Exercise task
Pick out every line with the word "code" and copy it.

Recorded information

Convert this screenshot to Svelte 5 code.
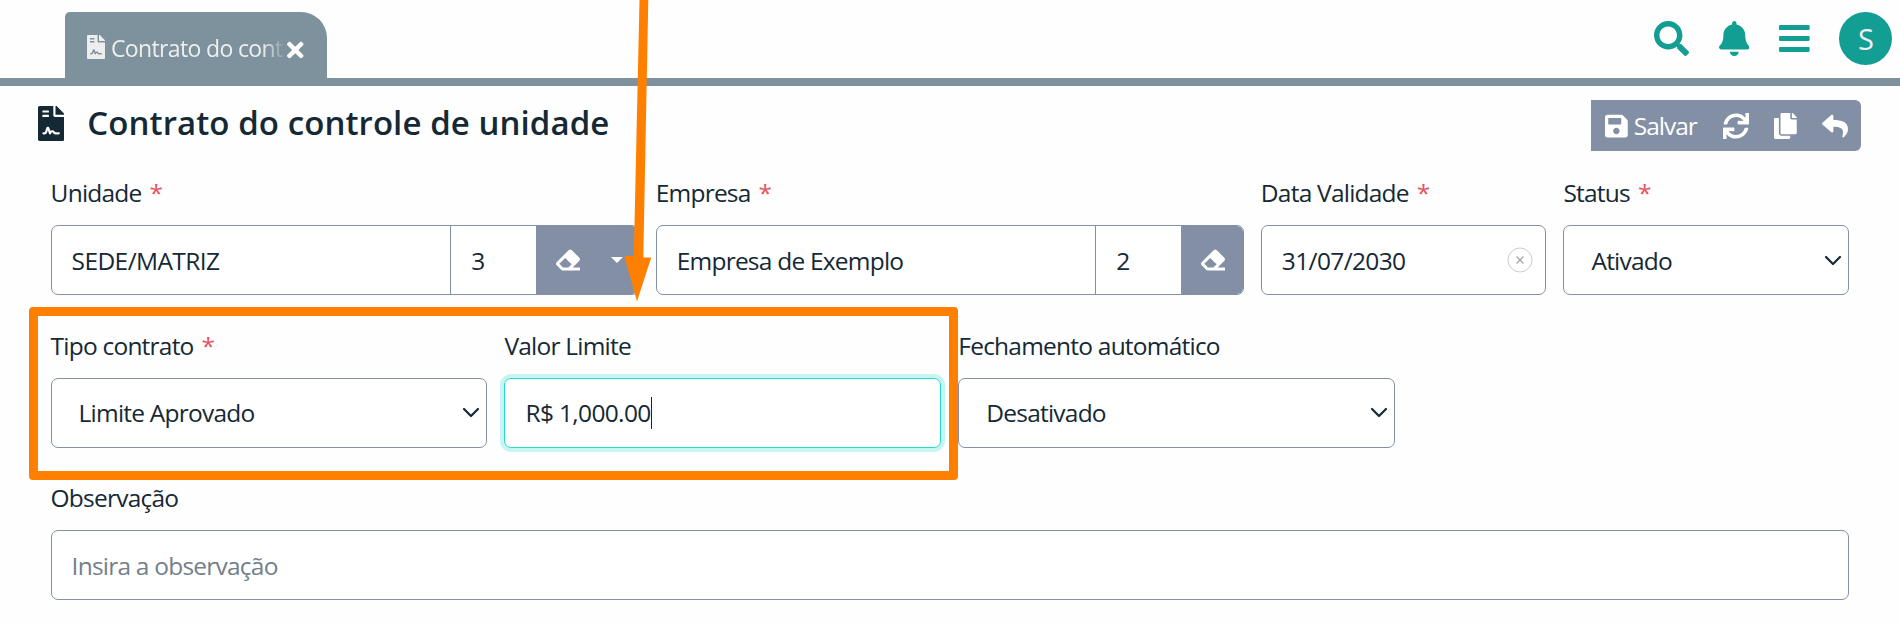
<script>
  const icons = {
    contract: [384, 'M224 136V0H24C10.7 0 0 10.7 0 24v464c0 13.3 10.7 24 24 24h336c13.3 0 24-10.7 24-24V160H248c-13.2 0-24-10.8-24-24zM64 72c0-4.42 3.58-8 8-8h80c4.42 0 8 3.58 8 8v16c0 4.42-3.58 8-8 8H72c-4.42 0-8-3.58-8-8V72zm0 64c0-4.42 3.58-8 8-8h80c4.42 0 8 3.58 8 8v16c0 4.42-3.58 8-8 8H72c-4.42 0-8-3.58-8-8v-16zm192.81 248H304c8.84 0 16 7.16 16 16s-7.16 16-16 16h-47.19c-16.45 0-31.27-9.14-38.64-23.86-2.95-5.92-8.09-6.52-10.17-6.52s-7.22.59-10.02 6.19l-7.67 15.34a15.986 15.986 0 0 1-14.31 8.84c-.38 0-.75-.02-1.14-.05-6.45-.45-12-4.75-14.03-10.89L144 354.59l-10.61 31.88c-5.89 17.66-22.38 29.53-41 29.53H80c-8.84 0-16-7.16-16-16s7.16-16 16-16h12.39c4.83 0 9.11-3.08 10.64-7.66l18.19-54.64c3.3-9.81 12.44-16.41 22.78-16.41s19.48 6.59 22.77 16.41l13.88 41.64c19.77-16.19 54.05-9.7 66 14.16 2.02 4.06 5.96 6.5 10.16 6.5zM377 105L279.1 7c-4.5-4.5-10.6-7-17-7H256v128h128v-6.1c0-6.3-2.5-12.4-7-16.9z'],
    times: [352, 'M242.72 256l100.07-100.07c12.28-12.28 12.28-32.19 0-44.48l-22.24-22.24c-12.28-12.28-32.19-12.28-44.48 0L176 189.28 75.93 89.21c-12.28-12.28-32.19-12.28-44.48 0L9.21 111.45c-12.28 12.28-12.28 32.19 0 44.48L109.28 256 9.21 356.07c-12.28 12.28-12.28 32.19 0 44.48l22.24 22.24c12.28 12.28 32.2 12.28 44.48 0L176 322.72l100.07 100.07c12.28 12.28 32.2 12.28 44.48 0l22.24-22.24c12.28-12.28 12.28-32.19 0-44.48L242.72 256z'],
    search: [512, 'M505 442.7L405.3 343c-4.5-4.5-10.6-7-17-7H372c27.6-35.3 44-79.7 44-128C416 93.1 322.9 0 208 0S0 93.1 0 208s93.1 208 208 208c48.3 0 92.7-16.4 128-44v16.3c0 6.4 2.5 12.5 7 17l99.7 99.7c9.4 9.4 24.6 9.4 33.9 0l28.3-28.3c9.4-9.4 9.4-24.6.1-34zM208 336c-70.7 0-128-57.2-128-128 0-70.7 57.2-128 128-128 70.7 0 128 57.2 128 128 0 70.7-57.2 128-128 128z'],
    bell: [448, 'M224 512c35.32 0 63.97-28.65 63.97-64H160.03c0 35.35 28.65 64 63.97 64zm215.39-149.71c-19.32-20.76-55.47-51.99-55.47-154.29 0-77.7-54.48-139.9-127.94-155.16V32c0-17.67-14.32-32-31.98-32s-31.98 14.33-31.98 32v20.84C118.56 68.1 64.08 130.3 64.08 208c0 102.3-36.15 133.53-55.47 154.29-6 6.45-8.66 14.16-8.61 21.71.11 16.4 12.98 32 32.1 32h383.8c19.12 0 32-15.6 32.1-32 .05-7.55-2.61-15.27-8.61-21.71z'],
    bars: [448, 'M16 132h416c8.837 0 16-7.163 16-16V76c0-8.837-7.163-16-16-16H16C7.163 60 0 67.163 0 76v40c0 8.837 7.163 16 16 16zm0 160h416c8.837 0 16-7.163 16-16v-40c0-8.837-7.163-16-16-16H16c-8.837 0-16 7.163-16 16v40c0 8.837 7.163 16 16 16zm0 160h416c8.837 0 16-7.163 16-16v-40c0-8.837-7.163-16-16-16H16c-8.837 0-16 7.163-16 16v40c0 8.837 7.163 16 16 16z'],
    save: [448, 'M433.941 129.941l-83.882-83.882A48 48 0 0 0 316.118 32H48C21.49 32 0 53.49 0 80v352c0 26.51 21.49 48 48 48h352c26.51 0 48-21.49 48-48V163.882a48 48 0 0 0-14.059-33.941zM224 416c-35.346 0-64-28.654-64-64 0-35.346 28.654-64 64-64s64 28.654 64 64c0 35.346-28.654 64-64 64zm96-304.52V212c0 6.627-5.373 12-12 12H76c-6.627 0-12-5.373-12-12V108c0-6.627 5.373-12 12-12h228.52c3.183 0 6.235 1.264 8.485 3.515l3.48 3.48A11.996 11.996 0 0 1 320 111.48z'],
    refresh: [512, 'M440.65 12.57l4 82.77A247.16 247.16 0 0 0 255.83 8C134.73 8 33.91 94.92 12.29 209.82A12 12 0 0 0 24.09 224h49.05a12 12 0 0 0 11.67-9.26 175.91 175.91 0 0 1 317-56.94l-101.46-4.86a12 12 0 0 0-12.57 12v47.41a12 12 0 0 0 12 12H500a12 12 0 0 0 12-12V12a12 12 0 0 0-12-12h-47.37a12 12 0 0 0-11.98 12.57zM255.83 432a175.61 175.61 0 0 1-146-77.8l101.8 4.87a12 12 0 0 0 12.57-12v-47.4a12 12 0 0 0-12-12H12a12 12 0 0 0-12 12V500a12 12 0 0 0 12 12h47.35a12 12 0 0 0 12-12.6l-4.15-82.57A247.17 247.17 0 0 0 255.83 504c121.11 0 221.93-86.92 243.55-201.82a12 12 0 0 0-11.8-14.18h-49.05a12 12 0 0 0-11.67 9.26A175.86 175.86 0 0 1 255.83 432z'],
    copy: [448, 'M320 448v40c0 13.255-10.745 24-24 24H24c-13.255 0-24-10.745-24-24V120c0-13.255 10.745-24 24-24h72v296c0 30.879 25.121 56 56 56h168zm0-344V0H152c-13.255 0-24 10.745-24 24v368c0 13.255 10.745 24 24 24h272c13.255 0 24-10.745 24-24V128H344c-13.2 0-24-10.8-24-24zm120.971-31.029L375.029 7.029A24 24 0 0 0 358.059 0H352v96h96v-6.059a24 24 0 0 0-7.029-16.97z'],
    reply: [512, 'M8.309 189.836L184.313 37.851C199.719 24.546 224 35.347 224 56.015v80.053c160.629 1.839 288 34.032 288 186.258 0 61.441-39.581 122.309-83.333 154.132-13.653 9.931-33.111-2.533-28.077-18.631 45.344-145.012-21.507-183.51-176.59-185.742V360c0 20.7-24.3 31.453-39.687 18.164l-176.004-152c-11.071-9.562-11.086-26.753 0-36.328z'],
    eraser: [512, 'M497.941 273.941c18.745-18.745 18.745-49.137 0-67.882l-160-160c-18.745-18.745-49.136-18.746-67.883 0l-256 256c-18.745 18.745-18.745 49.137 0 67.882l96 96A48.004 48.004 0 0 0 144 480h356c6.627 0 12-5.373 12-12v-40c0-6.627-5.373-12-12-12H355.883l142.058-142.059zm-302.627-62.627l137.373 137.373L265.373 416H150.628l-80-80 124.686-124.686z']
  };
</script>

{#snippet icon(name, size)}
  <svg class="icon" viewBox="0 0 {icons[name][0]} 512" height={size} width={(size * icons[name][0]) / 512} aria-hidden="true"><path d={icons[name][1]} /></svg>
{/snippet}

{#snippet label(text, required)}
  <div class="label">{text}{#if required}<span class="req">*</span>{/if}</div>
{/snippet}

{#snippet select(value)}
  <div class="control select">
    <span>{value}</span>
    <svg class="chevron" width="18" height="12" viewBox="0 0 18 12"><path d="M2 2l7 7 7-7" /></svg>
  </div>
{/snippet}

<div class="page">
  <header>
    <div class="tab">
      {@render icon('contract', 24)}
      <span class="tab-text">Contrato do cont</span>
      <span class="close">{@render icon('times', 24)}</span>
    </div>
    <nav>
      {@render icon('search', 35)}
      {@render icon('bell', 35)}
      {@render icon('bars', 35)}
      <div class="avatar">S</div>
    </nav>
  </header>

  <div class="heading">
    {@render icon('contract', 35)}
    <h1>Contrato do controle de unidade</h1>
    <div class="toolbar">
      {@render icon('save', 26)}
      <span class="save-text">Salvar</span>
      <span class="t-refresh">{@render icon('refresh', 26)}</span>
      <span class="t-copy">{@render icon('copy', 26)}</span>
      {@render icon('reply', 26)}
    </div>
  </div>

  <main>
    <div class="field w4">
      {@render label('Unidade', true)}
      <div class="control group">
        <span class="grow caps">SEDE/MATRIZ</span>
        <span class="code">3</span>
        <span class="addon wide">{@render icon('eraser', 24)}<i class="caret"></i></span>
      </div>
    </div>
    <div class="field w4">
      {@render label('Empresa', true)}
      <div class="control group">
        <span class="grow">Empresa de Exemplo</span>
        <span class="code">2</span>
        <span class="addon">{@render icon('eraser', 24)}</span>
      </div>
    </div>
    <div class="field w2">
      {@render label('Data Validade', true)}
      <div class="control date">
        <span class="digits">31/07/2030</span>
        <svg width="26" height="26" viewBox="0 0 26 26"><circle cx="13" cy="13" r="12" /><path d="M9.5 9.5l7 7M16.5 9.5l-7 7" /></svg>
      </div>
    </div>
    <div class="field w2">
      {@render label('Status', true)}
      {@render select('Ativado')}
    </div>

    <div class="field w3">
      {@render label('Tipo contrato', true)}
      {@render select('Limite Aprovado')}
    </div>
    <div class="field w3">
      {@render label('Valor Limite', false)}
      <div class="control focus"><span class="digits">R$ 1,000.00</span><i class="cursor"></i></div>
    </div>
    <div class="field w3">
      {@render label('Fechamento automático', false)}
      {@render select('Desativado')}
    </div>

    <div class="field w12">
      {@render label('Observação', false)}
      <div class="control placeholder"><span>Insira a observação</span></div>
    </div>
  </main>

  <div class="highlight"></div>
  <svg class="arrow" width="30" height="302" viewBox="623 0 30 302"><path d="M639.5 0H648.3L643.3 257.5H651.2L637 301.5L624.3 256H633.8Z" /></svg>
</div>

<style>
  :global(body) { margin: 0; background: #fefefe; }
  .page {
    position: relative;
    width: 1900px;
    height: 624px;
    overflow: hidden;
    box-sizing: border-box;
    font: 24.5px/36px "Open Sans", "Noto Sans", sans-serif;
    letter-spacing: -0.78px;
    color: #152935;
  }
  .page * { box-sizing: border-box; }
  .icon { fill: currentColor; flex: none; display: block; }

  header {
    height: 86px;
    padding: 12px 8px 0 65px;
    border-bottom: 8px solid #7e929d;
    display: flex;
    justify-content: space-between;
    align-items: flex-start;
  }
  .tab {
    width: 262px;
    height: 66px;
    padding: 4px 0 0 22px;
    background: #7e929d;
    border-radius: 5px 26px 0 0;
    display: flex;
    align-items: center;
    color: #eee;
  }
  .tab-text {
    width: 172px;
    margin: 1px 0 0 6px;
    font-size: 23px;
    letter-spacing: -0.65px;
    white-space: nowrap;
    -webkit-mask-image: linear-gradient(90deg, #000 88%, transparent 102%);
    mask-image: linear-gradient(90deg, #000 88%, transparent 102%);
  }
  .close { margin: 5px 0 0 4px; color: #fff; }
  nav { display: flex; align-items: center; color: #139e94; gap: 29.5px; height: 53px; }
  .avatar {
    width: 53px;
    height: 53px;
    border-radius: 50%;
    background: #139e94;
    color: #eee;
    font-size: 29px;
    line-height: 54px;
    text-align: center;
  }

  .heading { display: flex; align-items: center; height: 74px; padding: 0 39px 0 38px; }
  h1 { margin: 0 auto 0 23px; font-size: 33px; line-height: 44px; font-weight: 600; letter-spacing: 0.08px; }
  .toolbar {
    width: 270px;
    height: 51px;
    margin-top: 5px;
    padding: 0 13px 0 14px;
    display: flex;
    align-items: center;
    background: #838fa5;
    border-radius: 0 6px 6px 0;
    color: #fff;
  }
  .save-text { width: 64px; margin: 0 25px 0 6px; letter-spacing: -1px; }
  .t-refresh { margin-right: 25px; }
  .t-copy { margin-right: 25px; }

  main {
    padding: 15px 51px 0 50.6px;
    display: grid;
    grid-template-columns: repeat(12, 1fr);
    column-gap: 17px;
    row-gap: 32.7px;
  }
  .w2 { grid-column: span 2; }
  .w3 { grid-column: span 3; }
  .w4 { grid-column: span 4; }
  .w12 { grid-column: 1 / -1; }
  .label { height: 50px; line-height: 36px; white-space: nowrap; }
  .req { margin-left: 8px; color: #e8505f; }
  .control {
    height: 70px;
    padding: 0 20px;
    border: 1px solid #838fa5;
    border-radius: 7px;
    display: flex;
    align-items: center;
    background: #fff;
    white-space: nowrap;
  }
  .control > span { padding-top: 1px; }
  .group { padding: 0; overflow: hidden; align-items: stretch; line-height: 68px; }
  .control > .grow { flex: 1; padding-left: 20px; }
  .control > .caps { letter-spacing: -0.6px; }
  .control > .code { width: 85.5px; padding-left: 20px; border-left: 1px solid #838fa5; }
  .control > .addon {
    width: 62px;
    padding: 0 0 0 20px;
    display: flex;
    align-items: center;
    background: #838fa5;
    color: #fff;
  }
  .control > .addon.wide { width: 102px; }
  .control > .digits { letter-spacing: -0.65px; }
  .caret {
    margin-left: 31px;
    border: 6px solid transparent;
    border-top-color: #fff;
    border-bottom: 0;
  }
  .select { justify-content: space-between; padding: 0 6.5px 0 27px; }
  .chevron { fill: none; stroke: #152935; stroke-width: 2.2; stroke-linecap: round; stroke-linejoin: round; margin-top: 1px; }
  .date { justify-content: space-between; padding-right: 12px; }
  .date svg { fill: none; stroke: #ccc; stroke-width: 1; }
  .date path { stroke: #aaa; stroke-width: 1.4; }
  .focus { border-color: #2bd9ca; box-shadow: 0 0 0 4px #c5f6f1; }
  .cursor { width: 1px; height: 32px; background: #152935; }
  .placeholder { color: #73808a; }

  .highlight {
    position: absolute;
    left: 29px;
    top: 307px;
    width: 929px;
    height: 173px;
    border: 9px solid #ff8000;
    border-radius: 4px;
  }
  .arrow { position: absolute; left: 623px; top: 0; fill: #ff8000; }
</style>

Response
Convert this screenshot to Svelte 5 code.
        <span class="code">3</span>
        <span class="code">2</span>
  .control > .code { width: 85.5px; padding-left: 20px; border-left: 1px solid #838fa5; }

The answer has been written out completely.